Dataset extract »
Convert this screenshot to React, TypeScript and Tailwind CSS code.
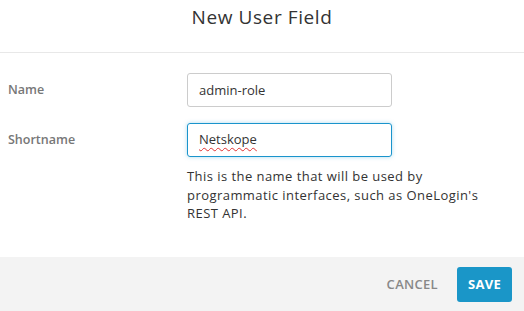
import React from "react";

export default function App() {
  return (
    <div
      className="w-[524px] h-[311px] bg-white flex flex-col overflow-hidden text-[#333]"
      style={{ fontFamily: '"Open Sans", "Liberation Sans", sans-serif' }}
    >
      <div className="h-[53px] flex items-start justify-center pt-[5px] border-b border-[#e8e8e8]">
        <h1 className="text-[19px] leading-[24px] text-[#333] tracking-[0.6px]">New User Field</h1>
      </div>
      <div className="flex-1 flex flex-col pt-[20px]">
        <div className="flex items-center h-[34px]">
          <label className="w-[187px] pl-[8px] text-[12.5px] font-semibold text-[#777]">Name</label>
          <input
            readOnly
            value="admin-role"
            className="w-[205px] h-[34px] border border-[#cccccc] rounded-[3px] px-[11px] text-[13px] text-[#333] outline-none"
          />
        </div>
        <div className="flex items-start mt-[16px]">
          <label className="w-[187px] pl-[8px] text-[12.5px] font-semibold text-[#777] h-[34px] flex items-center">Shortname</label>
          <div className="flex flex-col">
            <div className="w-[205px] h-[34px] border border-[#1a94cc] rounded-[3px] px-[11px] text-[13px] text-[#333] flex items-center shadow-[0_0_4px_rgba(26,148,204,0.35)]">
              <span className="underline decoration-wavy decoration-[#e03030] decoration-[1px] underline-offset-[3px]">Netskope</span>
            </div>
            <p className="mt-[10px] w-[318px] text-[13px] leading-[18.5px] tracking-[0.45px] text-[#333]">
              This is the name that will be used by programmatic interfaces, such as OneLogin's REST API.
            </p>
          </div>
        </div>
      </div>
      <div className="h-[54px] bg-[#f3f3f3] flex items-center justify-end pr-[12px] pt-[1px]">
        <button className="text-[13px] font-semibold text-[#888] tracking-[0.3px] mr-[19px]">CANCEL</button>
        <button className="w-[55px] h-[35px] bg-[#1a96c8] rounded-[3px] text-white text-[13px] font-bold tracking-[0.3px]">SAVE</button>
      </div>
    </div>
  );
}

What the task asks » Write out the full set of lines verbatim, without the pictures.

Problem solution »
Convert this screenshot to React, TypeScript and Tailwind CSS code.
import React from "react";

export default function App() {
  return (
    <div
      className="w-[524px] h-[311px] bg-white flex flex-col overflow-hidden text-[#333]"
      style={{ fontFamily: '"Open Sans", "Liberation Sans", sans-serif' }}
    >
      <div className="h-[53px] flex items-start justify-center pt-[5px] border-b border-[#e8e8e8]">
        <h1 className="text-[19px] leading-[24px] text-[#333] tracking-[0.6px]">New User Field</h1>
      </div>
      <div className="flex-1 flex flex-col pt-[20px]">
        <div className="flex items-center h-[34px]">
          <label className="w-[187px] pl-[8px] text-[12.5px] font-semibold text-[#777]">Name</label>
          <input
            readOnly
            value="admin-role"
            className="w-[205px] h-[34px] border border-[#cccccc] rounded-[3px] px-[11px] text-[13px] text-[#333] outline-none"
          />
        </div>
        <div className="flex items-start mt-[16px]">
          <label className="w-[187px] pl-[8px] text-[12.5px] font-semibold text-[#777] h-[34px] flex items-center">Shortname</label>
          <div className="flex flex-col">
            <div className="w-[205px] h-[34px] border border-[#1a94cc] rounded-[3px] px-[11px] text-[13px] text-[#333] flex items-center shadow-[0_0_4px_rgba(26,148,204,0.35)]">
              <span className="underline decoration-wavy decoration-[#e03030] decoration-[1px] underline-offset-[3px]">Netskope</span>
            </div>
            <p className="mt-[10px] w-[318px] text-[13px] leading-[18.5px] tracking-[0.45px] text-[#333]">
              This is the name that will be used by programmatic interfaces, such as OneLogin's REST API.
            </p>
          </div>
        </div>
      </div>
      <div className="h-[54px] bg-[#f3f3f3] flex items-center justify-end pr-[12px] pt-[1px]">
        <button className="text-[13px] font-semibold text-[#888] tracking-[0.3px] mr-[19px]">CANCEL</button>
        <button className="w-[55px] h-[35px] bg-[#1a96c8] rounded-[3px] text-white text-[13px] font-bold tracking-[0.3px]">SAVE</button>
      </div>
    </div>
  );
}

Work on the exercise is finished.